Now The Hard Part Begins
Volodymyr Kish
As I had predicted in some of my recent columns, Yanukovych’s days were indeed numbered. When the end came, it came quickly. As with most revolutions, once a key turning point is reached, tyrannies and dictatorships tend to crumble very quickly. That is because such structures are held together mostly by fear amongst the suppressed majority caused by a small but oppressive and ruthless minority. Once the fear disappears, the oppressors are in trouble. The reason for this is that the oppressors are invariably bullies and cowards. Revolutionaries are willing to give all, including their lives for the cause. Oppressors are not.
So now, Yanukovych and his pack of rats are fleeing for their lives as a new and hopefully more honest government starts to take shape. Although the euphoria is somewhat muted in the face of the tragic toll in lives that the Maidan revolt exacted, there is now at least hope that a new and better day has dawned in Ukraine. Yet, it also a time of great danger. As one historical pundit once said, it is relatively easy to start and even win a revolution, but it is infinitely harder to build a better government and a better and more just society.
We have the tragic example of the 2004 Orange Revolution where one band of corrupt ex-Soviet political sharks were replaced by a supposedly more honest and democratic band of ex-Soviet bureaucrats and politicians. The end result was little different. What was needed then was, as the professional consultants say, a paradigm change.

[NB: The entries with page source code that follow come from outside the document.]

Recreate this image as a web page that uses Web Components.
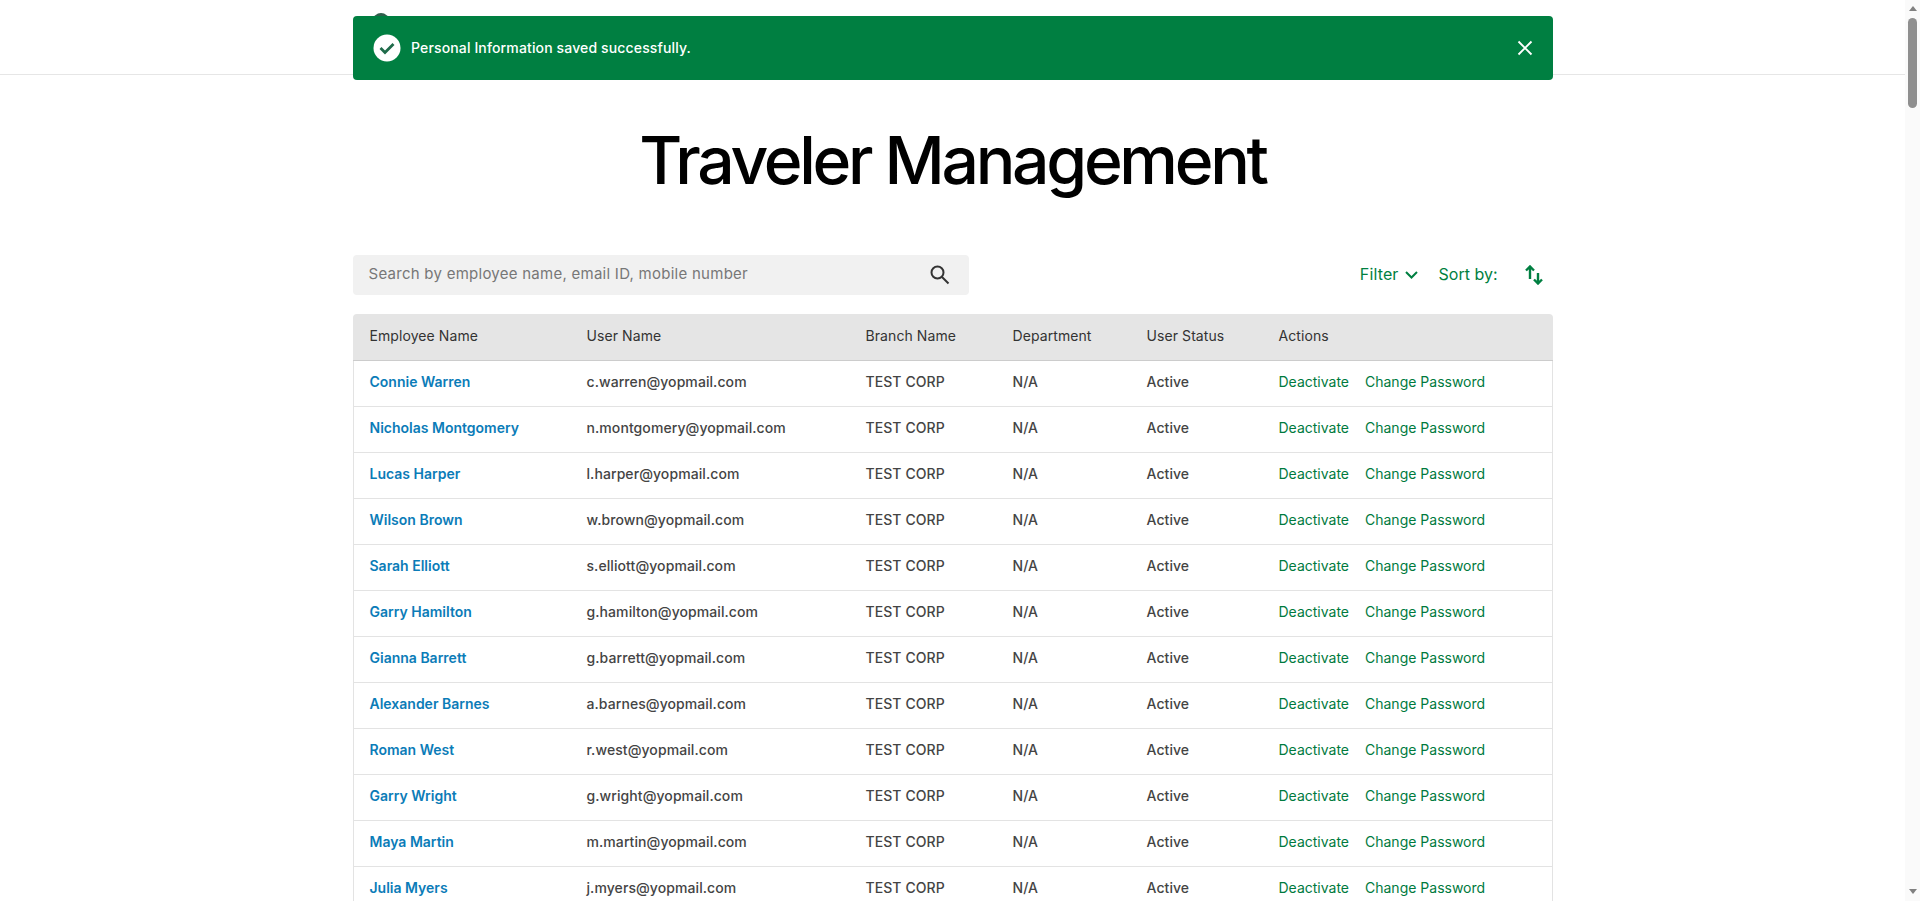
<!doctype html>
<html><head><meta charset="utf-8"><title>Traveler Management</title>
<style>
html,body{margin:0;height:901px;overflow:hidden;background:#fff}
body{font-family:Inter,"Noto Sans",sans-serif;color:#333}
</style></head><body>
<app-shell>
  <site-header slot="header"></site-header>
  <toast-banner slot="toast" message="Personal Information saved successfully."></toast-banner>
  <page-title>Traveler Management</page-title>
  <tool-bar></tool-bar>
  <traveler-table></traveler-table>
</app-shell>
<script>
class AppShell extends HTMLElement{constructor(){super();this.attachShadow({mode:'open'}).innerHTML=`
<style>
:host{display:flex;height:901px;width:1920px;overflow:hidden}
.page{flex:1;min-width:0;position:relative;overflow:hidden}
.wrap{width:1200px;margin:0 auto}
.toast{position:absolute;left:353px;top:16px;width:1200px}
</style>
<div class="page">
  <slot name="header"></slot>
  <div class="toast"><slot name="toast"></slot></div>
  <div class="wrap"><slot></slot></div>
</div>
<scroll-rail></scroll-rail>`}}
class ScrollRail extends HTMLElement{constructor(){super();this.attachShadow({mode:'open'}).innerHTML=`
<style>
:host{display:flex;flex-direction:column;align-items:center;width:15px;background:#fafafa;flex:none;height:901px;box-sizing:border-box}
.a{width:0;height:0;border-left:4.5px solid transparent;border-right:4.5px solid transparent;margin-top:6px}
.up{border-bottom:5px solid #808080}
.down{border-top:5px solid #808080;margin:auto 0 7px}
.thumb{width:9px;height:90px;background:#8f8f8f;border-radius:5px;margin-top:7px;flex:none}
</style><div class="a up"></div><div class="thumb"></div><div class="a down"></div>`}}
class SiteHeader extends HTMLElement{constructor(){super();this.attachShadow({mode:'open'}).innerHTML=`
<style>:host{display:block;height:74px;border-bottom:1px solid #e6e6e6;position:relative}
.logo{position:absolute;left:373px;top:13px;width:16px;height:16px;border-radius:50%;background:#2f5f4c}</style><div class="logo"></div>`}}
class ToastBanner extends HTMLElement{constructor(){super();const m=this.getAttribute('message');this.attachShadow({mode:'open'}).innerHTML=`
<style>:host{display:flex;align-items:center;height:64px;background:#007f41;border-radius:4px;color:#fff;padding:0 20px;box-sizing:border-box;font-size:14px;font-weight:500;gap:10px;letter-spacing:.14px}
.msg{flex:1;padding-bottom:2px}.x{display:block}</style>
<svg width="28" height="28" viewBox="0 0 28 28"><circle cx="14" cy="14" r="13.500" fill="#fff"/><path d="M7.500 14l4.500 4.500 8.500-8.500" fill="none" stroke="#1f6b4a" stroke-width="2.800"/></svg>
<span class="msg">${m}</span>
<svg class="x" width="16" height="16" viewBox="0 0 16 16"><path d="M1.500 1.500l13 13M14.500 1.500l-13 13" stroke="#fff" stroke-width="1.900"/></svg>`}}
class PageTitle extends HTMLElement{constructor(){super();this.attachShadow({mode:'open'}).innerHTML=`
<style>:host{display:block;text-align:center;font-family:Inter,sans-serif;font-size:66px;font-weight:550;line-height:80px;letter-spacing:-3.300px;color:#000;padding-top:45px;height:180px;box-sizing:border-box}</style><slot></slot>`}}
class ToolBar extends HTMLElement{constructor(){super();this.attachShadow({mode:'open'}).innerHTML=`
<style>:host{display:flex;align-items:center;justify-content:space-between;height:40px;margin-bottom:19px;color:#007f41;font-size:16px}
.search{width:616px;height:40px;background:#f1f1f1;border-radius:4px;display:flex;align-items:center;justify-content:space-between;padding:0 16px;box-sizing:border-box;color:#777;font-size:15px;letter-spacing:.26px}
.search span,.r span{padding-bottom:3px}
.r{display:flex;align-items:center}
.f{letter-spacing:.15px}
svg{display:block;flex:none}
</style>
<div class="search"><span>Search by employee name, email ID, mobile number</span>
<svg width="20" height="20" viewBox="0 0 20 20" style="margin-right:3px"><circle cx="7.500" cy="7.500" r="6" fill="none" stroke="#333" stroke-width="2"/><path d="M12 12l6.500 6.500" stroke="#333" stroke-width="2"/></svg></div>
<div class="r"><span class="f">Filter</span><svg style="margin:0 21px 0 6px" width="13" height="10" viewBox="0 0 13 10"><path d="M1 2l5.500 5.500L12 2" fill="none" stroke="#007f41" stroke-width="2"/></svg><span>Sort by:</span>
<svg style="margin:0 10px 0 27px" width="18" height="20" viewBox="0 0 18 20"><path d="M5 14V1.500M1 5.500l4-4 4 4M13 8v10.500M9 14.500l4 4 4-4" fill="none" stroke="#007f41" stroke-width="2.400"/></svg></div>`}}
const rows=[["Connie Warren","c.warren"],["Nicholas Montgomery","n.montgomery"],["Lucas Harper","l.harper"],["Wilson Brown","w.brown"],["Sarah Elliott","s.elliott"],["Garry Hamilton","g.hamilton"],["Gianna Barrett","g.barrett"],["Alexander Barnes","a.barnes"],["Roman West","r.west"],["Garry Wright","g.wright"],["Maya Martin","m.martin"],["Julia Myers","j.myers"]];
class TravelerTable extends HTMLElement{constructor(){super();this.attachShadow({mode:'open'}).innerHTML=`
<style>:host{display:block;font-size:14px}
.row{display:grid;grid-template-columns:217px 279px 147px 134px 132px 1fr;height:46px;align-items:center;padding-left:16px;border:1px solid #e3e3e3;border-top:0;box-sizing:border-box;font-weight:500;color:#444;letter-spacing:.08px}
.row>span{padding-bottom:4px}
.head{background:#e5e5e5;color:#333;font-weight:400;border:0;border-bottom:1px solid #ccc;border-radius:4px 4px 0 0;height:47px;padding-left:17px}
.n{color:#0b7cb8;font-weight:600;letter-spacing:0}.g{color:#007a3e;font-weight:400;letter-spacing:0}
.act{display:flex;gap:16px}
</style>
<div class="row head"><span>Employee Name</span><span>User Name</span><span>Branch Name</span><span>Department</span><span>User Status</span><span>Actions</span></div>
${rows.map(r=>`<div class="row"><span class="n">${r[0]}</span><span>${r[1]}@yopmail.com</span><span>TEST CORP</span><span>N/A</span><span>Active</span><span class="act g"><span>Deactivate</span><span>Change Password</span></span></div>`).join('')}`}}
customElements.define('scroll-rail',ScrollRail);customElements.define('app-shell',AppShell);customElements.define('site-header',SiteHeader);customElements.define('toast-banner',ToastBanner);customElements.define('page-title',PageTitle);customElements.define('tool-bar',ToolBar);customElements.define('traveler-table',TravelerTable);
</script></body></html>
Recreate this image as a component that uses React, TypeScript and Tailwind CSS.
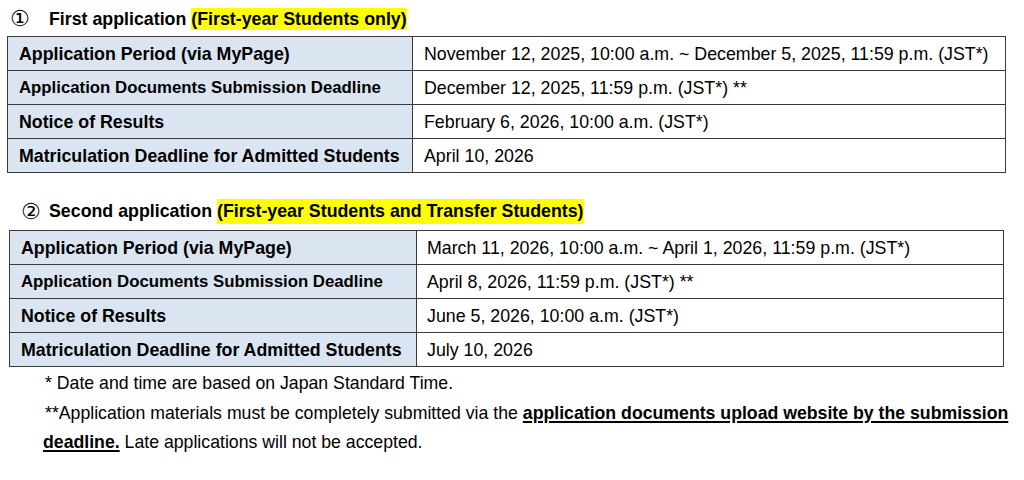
const rows1 = [
  { label: "Application Period (via MyPage)", value: "November 12, 2025, 10:00 a.m. ~ December 5, 2025, 11:59 p.m. (JST*)" },
  { label: "Application Documents Submission Deadline", value: "December 12, 2025, 11:59 p.m. (JST*) **", small: true },
  { label: "Notice of Results", value: "February 6, 2026, 10:00 a.m. (JST*)" },
  { label: "Matriculation Deadline for Admitted Students", value: "April 10, 2026" },
];

const rows2 = [
  { label: "Application Period (via MyPage)", value: "March 11, 2026, 10:00 a.m. ~ April 1, 2026, 11:59 p.m. (JST*)" },
  { label: "Application Documents Submission Deadline", value: "April 8, 2026, 11:59 p.m. (JST*) **", small: true },
  { label: "Notice of Results", value: "June 5, 2026, 10:00 a.m. (JST*)" },
  { label: "Matriculation Deadline for Admitted Students", value: "July 10, 2026" },
];

type Row = { label: string; value: string; small?: boolean };

function ScheduleTable({ rows, labelWidth, tableWidth, pad }: { rows: Row[]; labelWidth: string; tableWidth: string; pad: string }) {
  return (
    <table className={`border-collapse border border-[#4a4a4a] ${tableWidth}`}>
      <tbody>
        {rows.map((r) => (
          <tr key={r.label} className="h-[34px]">
            <td
              className={`border border-[#3a3a3a] bg-[#dbe5f1] font-bold pl-[11px] leading-[20px] whitespace-nowrap ${labelWidth} ${
                r.small ? "text-[16.8px]" : "text-[17.8px]"
              }`}
            >
              {r.label}
            </td>
            <td className={`border border-[#3a3a3a] text-[17.8px] leading-[20px] whitespace-nowrap ${pad}`}>{r.value}</td>
          </tr>
        ))}
      </tbody>
    </table>
  );
}

export default function App() {
  return (
    <div className="w-[1024px] h-[480px] bg-white text-black font-['Liberation_Sans',Arial,sans-serif] overflow-hidden">
      {/* first application */}
      <div className="pt-[8px] pl-[10px] flex items-center h-[30px] text-[17.8px] font-bold">
        <span className="font-['DejaVu_Sans',sans-serif] font-normal text-[22px] leading-none w-[39px]">①</span>
        <span className="leading-[22px]">First application&nbsp;</span>
        <span className="bg-[#ffff00] leading-[22px]">(First-year Students only)</span>
      </div>
      <div className="pl-[7px] pt-[6px]">
        <ScheduleTable rows={rows1} labelWidth="w-[405px]" tableWidth="w-[999px]" pad="pl-[11px]" />
      </div>

      {/* second application */}
      <div className="pt-[26px] pl-[21px] flex items-center h-[25px] box-content text-[17.8px] font-bold">
        <span className="font-['DejaVu_Sans',sans-serif] font-normal text-[22px] leading-none w-[28px]">②</span>
        <span className="leading-[25px]">Second application&nbsp;</span>
        <span className="bg-[#ffff00] leading-[25px]">(First-year Students and Transfer Students)</span>
      </div>
      <div className="pl-[9px] pt-[6px]">
        <ScheduleTable rows={rows2} labelWidth="w-[407px]" tableWidth="w-[995px]" pad="pl-[10px]" />
      </div>

      {/* notes */}
      <div className="pl-[43px] pt-[2px] text-[17.7px] leading-[29.5px]">
        <p className="pl-[2px]">* Date and time are based on Japan Standard Time.</p>
        <p className="pl-[2px] whitespace-nowrap">
          **Application materials must be completely submitted via the{" "}
          <span className="font-bold underline decoration-2 underline-offset-2">
            application documents upload website by the submission
          </span>
        </p>
        <p>
          <span className="font-bold underline decoration-2 underline-offset-2">deadline.</span> Late applications
          will not be accepted.
        </p>
      </div>
    </div>
  );
}
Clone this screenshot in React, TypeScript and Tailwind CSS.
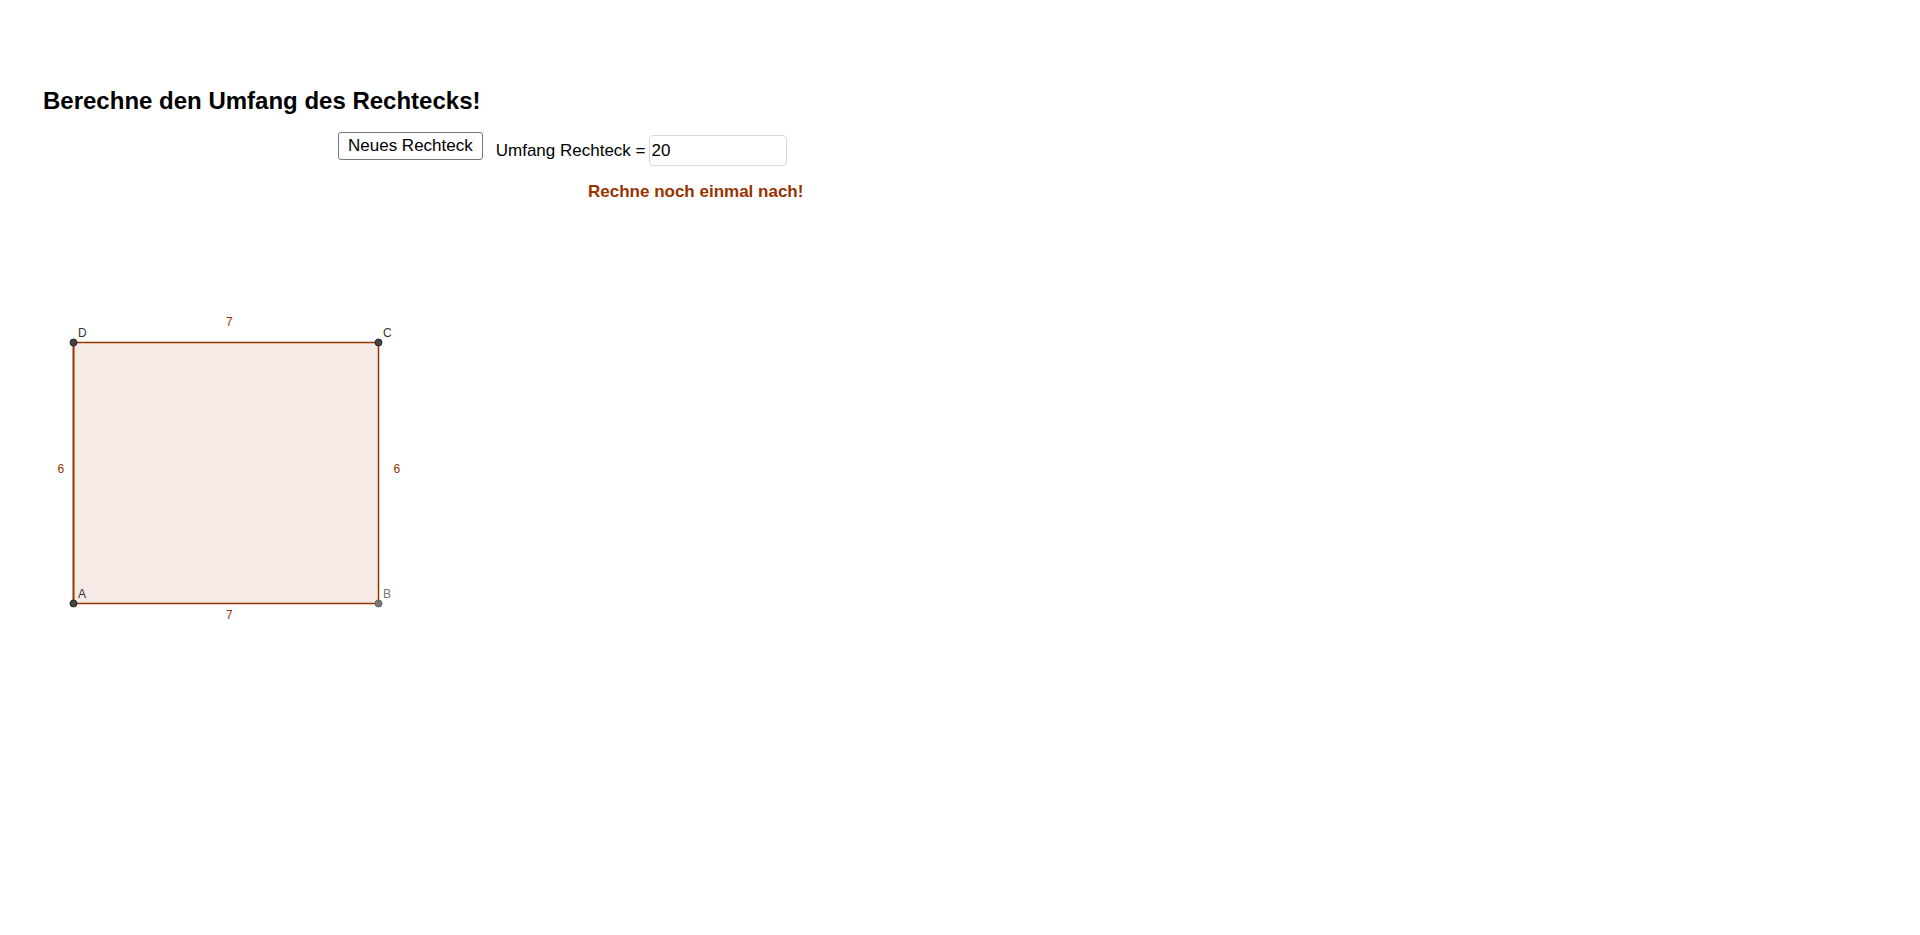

What we got instead was more of the same old, same old.
That is why the Ukrainian people need to be very careful over who they place into power this time around. If the ranks of the Verkhovna Rada, the Cabinet and the top level bureaucrats are filled by a simple reshuffling of the same faces that have been there for the past two decades of Ukrainian independence, then no matter what promises they make, or what charismatic speeches they lay on us, all the sacrifices of the past three months will have been in vain.
I think we must start with the premise that the main leadership ranks of all existing parties are tainted with a mindset that was probably the major contributing factor to the corruption and incompetence that has plagued Ukraine for the past two decades. What is required is a fresh, young, new generation of leaders and professionals whose values and principles have not been subverted by the kleptocracy that has been the Ukrainian government since it became independent. The return of people like Yulia Tymoshenko or Petro Poroshenko to positions of power would be a serious mistake and would indicate that nothing much has really changed in Ukraine’s political ethos. You would simply get a government that serves another bunch of supposedly “democratic” oligarchs rather than the interests of the people.
Aside from the leadership aspect, the other major challenge will be the very structure of the government itself. To a large degree, not much has changed since Soviet times in the way the Ukrainian bureaucracy is structured and how it operates. Ukraine must rapidly transform its government operations into more transparent, accountable and efficient models of how to transact its day to day business. There is certainly no shortage of examples it can turn to, and the large Ukrainian diaspora in the west is filled with experienced professionals and experts that could be tapped to help make this happen. In the immediate post-independence era, there was too much of an inherited Soviet phobia about adopting western processes and methods, and that has hurt Ukraine’s development deeply.
Lastly, Ukraine desperately needs serious reform of its whole judicial system to insure that the rights of the people are properly protected. For the past several decades, the legal system in Ukraine has simply been a tool of the people in power to harass and eliminate their personal enemies. The courts and the prosecutorial structures must be protected constitutionally from interference and manipulation by political masters.
The Maidan must be on guard to prevent a return to “business as usual”. The sharks, the toadies, the manipulators and the leeches are already jockeying for positions and a return to what they hope will be a new opportunity to exploit the Ukrainian state and the Ukrainian people. Those that led the Maidan must now change their focus towards a new struggle to make sure that that does not happen.